Currencies and Financials: Between our Fed holding the line on rate hikes and Mario Draghi insinuating the QE will end for the Euro zone later this year, the US Dollar has been slammed more than it should and European currencies soared to heights they should not have. Rates are still negative in much of Europe and as always markets tend to overact. We should reverse the last two week’s market action this week as reality sets in.
British Pound: Since bottoming near 12600 a month ago the September Pound reached new highs to 13153 last week. Britain’s economy has improved with the shackles of the rest of the Euro zone now off but they still have many issues to deal with. Upside potential would be 13500-13700 which was where the Pound flushed down to right after Britain voting to leave the Euro zone so we may have a bit more on top from the current 13060. A small slide back to 12850 may offer a buying chance.
Swiss Franc: The September Swiss shot from 10375 to 10630 in 2 days after Draghi’s talk last week. That was at least 130 points higher than it had any right to trade up to. I would not buy the Swiss at all unless we see a drop to a minimum of 10465 and more likely 10350 if you wish to buy at all. I am watching the 10600-10650 area for a possible short this week.
Japanese Yen: After crashing from 9228 to 8760 during June, the September Yen joined the buy any currency but the US Dollar club a couple of weeks ago and so far has popped back to 9061. I don’t see a reason for the Yen to be above 9000 so let’s watch this week to see if the area from 9050-9100 is breeched. If it cannot push through those levels, I expect lower action to resume.
Euro Currency: As there was little reason for such sharply higher Swiss and Yen values there is even less reason for the Euro to have made it over 11700 this week.
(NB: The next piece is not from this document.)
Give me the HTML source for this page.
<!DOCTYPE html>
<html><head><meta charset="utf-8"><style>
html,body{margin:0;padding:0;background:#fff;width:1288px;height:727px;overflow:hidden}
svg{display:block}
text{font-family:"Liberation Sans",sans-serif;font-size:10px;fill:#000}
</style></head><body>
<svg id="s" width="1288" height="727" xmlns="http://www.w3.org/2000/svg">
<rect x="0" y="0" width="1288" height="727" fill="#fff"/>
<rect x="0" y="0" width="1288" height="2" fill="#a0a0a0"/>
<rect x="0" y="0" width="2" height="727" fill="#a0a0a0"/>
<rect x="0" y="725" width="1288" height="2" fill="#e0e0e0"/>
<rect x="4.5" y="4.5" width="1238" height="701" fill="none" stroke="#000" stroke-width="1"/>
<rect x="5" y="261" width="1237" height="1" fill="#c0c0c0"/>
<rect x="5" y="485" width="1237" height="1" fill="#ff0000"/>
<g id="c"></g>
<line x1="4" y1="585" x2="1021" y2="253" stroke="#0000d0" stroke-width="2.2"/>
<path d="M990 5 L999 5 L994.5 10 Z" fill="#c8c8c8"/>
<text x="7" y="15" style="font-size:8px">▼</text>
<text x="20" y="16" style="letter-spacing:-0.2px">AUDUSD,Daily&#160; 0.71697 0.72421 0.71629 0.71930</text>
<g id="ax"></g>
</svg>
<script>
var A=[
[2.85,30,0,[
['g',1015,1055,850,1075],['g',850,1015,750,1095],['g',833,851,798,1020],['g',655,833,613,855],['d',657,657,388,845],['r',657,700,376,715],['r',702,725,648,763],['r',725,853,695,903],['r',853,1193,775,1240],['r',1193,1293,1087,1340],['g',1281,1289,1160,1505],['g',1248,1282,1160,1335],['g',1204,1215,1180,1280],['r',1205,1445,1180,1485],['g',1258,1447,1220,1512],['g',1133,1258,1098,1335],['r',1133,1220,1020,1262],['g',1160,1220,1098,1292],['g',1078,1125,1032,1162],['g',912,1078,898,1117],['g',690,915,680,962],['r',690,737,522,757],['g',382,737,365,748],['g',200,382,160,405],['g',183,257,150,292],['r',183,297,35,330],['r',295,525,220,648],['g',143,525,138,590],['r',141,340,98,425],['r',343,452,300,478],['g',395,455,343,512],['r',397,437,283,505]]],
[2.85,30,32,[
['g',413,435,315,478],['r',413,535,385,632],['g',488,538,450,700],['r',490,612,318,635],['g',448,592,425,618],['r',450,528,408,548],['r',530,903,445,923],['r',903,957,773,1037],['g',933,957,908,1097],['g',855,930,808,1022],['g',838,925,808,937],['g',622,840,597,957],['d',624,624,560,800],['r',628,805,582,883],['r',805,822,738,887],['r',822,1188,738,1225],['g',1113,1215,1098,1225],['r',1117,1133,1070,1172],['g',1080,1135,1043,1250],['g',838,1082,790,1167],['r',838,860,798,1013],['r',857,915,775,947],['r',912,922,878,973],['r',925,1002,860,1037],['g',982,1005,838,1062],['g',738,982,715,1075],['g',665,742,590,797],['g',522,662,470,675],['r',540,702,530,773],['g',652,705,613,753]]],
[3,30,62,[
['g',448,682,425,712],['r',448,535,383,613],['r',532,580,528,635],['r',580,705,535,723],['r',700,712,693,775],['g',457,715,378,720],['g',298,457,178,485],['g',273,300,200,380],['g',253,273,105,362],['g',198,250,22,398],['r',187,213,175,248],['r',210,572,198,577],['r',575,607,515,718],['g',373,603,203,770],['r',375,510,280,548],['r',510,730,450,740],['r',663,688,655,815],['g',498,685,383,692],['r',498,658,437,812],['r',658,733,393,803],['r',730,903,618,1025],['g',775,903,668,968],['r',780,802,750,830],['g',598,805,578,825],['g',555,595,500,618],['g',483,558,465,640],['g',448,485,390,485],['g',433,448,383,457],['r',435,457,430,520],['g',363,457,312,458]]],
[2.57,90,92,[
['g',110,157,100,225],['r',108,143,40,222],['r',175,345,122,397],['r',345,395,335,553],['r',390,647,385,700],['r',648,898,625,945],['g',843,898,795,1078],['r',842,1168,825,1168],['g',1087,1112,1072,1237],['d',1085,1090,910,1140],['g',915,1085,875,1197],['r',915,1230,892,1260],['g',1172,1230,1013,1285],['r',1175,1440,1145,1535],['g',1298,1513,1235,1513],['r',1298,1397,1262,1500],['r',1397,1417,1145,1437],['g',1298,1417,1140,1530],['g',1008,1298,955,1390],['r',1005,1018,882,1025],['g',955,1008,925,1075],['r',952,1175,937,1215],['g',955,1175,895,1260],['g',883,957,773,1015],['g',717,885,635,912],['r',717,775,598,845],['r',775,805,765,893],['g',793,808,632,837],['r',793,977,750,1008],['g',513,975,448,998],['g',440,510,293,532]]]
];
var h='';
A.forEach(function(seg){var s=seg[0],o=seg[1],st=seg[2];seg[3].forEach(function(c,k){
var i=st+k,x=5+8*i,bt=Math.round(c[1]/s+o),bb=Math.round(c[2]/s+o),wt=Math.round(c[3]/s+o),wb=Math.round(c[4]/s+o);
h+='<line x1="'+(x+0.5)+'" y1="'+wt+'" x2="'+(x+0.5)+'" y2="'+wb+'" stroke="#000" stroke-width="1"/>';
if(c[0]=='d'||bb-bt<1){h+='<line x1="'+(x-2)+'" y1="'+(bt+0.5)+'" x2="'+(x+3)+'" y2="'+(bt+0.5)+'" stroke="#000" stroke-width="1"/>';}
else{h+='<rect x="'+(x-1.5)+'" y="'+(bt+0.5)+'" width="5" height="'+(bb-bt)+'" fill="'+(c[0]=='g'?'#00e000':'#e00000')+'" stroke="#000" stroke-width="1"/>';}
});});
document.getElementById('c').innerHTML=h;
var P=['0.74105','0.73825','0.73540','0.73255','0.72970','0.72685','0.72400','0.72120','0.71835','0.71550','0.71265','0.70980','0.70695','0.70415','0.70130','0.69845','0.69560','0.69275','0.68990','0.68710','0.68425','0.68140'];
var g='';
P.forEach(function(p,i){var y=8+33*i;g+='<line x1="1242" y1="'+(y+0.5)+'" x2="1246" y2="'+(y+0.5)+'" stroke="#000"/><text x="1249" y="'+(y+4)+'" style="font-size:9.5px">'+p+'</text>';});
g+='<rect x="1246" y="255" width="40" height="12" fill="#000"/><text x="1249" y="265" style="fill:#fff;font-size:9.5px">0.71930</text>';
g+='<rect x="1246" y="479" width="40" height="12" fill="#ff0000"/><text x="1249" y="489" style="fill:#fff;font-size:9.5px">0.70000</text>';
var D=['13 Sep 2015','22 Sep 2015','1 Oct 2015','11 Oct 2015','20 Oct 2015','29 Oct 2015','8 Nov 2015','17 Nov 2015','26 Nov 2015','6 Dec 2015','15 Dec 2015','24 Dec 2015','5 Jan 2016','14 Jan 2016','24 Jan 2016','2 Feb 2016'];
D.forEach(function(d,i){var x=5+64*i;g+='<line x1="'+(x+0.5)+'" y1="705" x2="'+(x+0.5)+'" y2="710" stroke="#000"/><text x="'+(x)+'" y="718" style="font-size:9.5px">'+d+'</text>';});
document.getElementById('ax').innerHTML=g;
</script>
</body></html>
Interest rates remain below 0 in Europe and many poor member countries are struggling more financially than California, New York, and Illinois, which are virtually bankrupt states. I will be looking to short futures on a test of 11675-11700 if seen. They still haven’t been able to stop their version of QE so they are a LONG way from getting out of negative rates. A realistic price for the Euro would be below 11000.
Canadian Dollar: The September Canadian Dollar continues the roll it has been on since bottoming at 7268 on May 5th. It stalled a while at 7780 before resuming the uptrend when Canada raised their interest rate two weeks ago. We pushed to 8017 yesterday and have more upside to 8200. We are quite overbought now with Stochastics near 95 % so I would prefer to wait for a correction before trying the long side. An extreme pull back takes us back to 7880-7900 from the current 7995 so let’s watch for that this week.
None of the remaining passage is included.